January 22, 2013

Official Unemployment vs Unemployment, marginal and Underemployment 1993 too 2012

How many times have you seen this kind of statement in the last few years? :  "The official unemployment rate cited by the government is 7.8% but the REAL unemployment rate is 14.4% if you include the underemployed."    Of course the underemployed and marginally attached workers are out there when the economy is good too.   When unemployment was 5% were people running around making sure we were all aware that the 'REAL' rate was 9.2%?   Not that I recall.

I pulled the numbers for a few years back off the BLS Table A-15 charts Here's a look at the official unemployment rate versus the larger rate including marginally attached and underemployed part time workers from 1994 to 2012 :

(click for larger size)

Those numbers are monthly seasonally adjusted figures for
U-3 Total unemployed, as a percent of the civilian labor force (official unemployment rate)
U-6 Total unemployed, plus all persons marginally attached to the labor force, plus total employed part time for economic reasons, as a percent of the civilian labor force plus all persons marginally attached to the labor force

As you can see in the chart the broader U-6 unemployment measure plus the marginally attached and underemployed workers is generally a few points higher than the simple unemployment measure.   The numbers are roughly proportional as well.    The marginal and underemployed number is around 60-80% of the unemployment number.



  1. Good info.

    Some things not reflected in these numbers include: 1) discouraged workers (aged off the UE rolls after 1 yr); 2)millions of workers matriculated onto disability rolls; 3) quality of jobs (i.e. an engineer making $100K laid off now makes $70K, or a Blockbuster manager making $50K now makes $35K at a Kinko's).
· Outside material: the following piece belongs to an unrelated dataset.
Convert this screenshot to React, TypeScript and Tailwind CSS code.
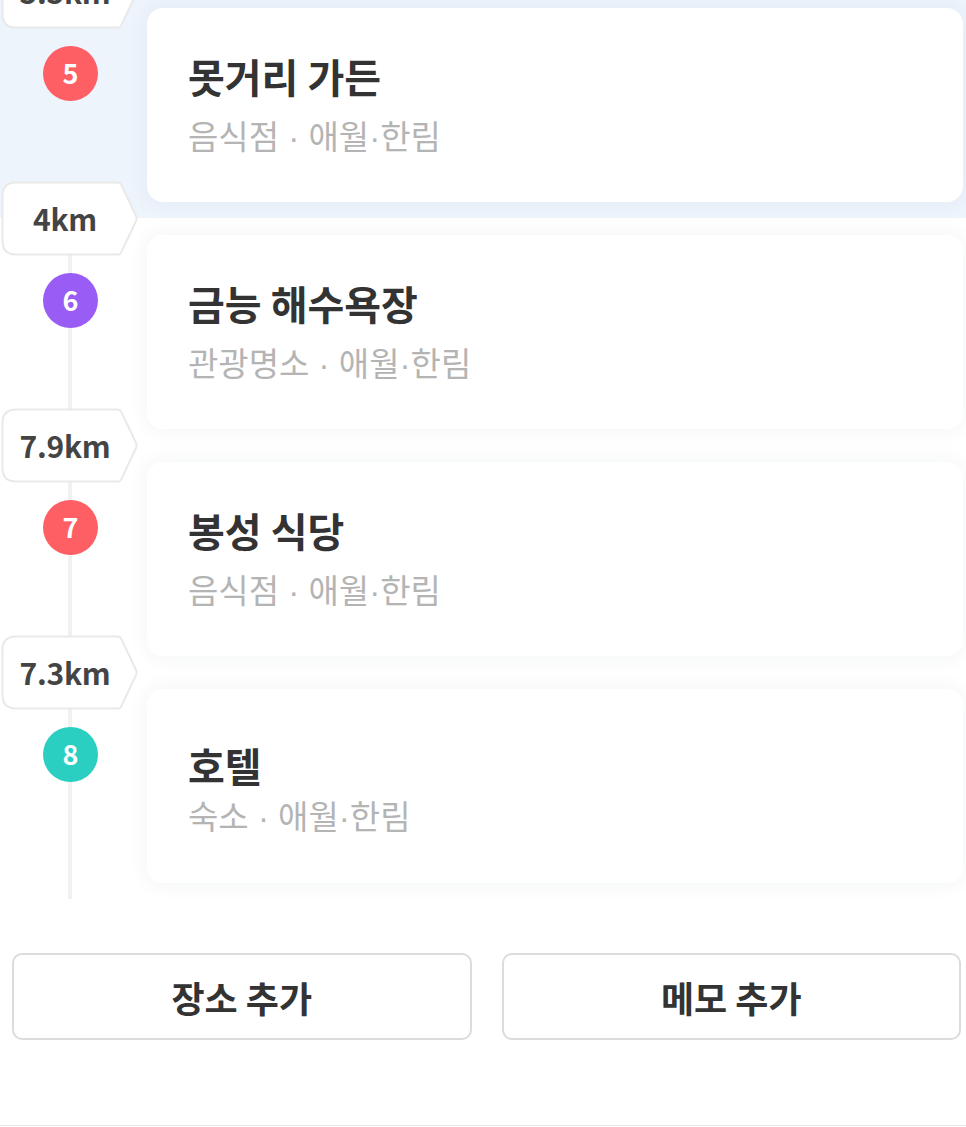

    One thing I do note for myself, 10-12 years ago I had the ability (and drive) to work 50-60 hour weeks with available p/t or o/t jobs. Today, it is tough to pull 40 billable hours together in a week. Lots of reasons, but that is probably another blog post.

    Continued success to you, Jim!

  2. JayCeezy,

    Good points to bring up.

    There are certainly many people who have dropped out of the work force. That has a number of reasons.

    I don't believe that people getting on disability programs is really much of a factor though.

    I looked at that topic in a previous article :


    Then I found that the % of population on disability hadn't grown. Yes more people are on disability but it had not gone up faster than population growth.

    You're definitely right that the statistics don't measure people going from better jobs to mediocre ones. My understanding is that the 'underemployment' measure is only people who work part time but can't get full time. So if you go from a full time senior vice president to being laid off to being a full time clerk at Home Depot then you'd be counted the same as 'employed'.


  3. Thanks Jim, I like the way you look at numbers dispassionately. It can be (for me) easy to get lost in the numbers, but I will always remember something my Statistics 101 teacher told us: "Every number represents a person, with a story and circumstance. Don't let anyone tell you 'it's just a statistic' because the statistic represents people." Good to remember.

    There are some numbers a little more recent that you might find of interest, discussed here.

    But the money quote is this...

    ...in January 2009, there were 142,187,000 people actually working and 7,442,377 workers collecting disability—a ratio of about 19 to 1.

    In June, there were 142,415,000 people actually working and 8,733,461 workers claiming disability—a ratio of about 16 to 1.

    As interesting as the data is, my Stats teacher also told us this: "Employment is binary. You are either employed, or unemployed, and it is up to you to get and keep a job." I am seeing interesting cases all around my circle of acquaintances and friends. People are looking for a way out of a frustrating employment situation, and I have seen people get on disability for alcoholism, soft-tissue back injury for a daily golfer who still golfs, and Adult ADHD. Seems sketchy to me, if there were good choices for these people I'm sure they wouldn't take this route.

    Anyway, really like your blog and especially your You Might Also Like choices for us readers. Thanks!

    1. Oops, should read "In June 2012..."

  4. Sorry to bump this late, but here is some additional recent info on SSDI that interested parties might care to know...

    The money quote: "Over the past 10 years, the number of applications for new SSDI benefits rose by 92 percent, from 1.5 million in 2001 to 2.9 million in 2011."

  5. JayCeezy,

    Yes there has been high growth in disabled roles. However thats not a new trend.

    In this previous article you can see the # of people on disability had been growing steadily from around 1990 onwards:


    This was an existing trend before the 2007 recession and not a result of it.

    Not sure why the rate has been growing so fast but I suspect a big part of it is an aging population. Most of the disabled people are >50 years old and a lot are >60. So as the baby boomers age into those age brackets the # of disabled will grow too.


    p.s. I thought I already made a comment like this but I don't see it.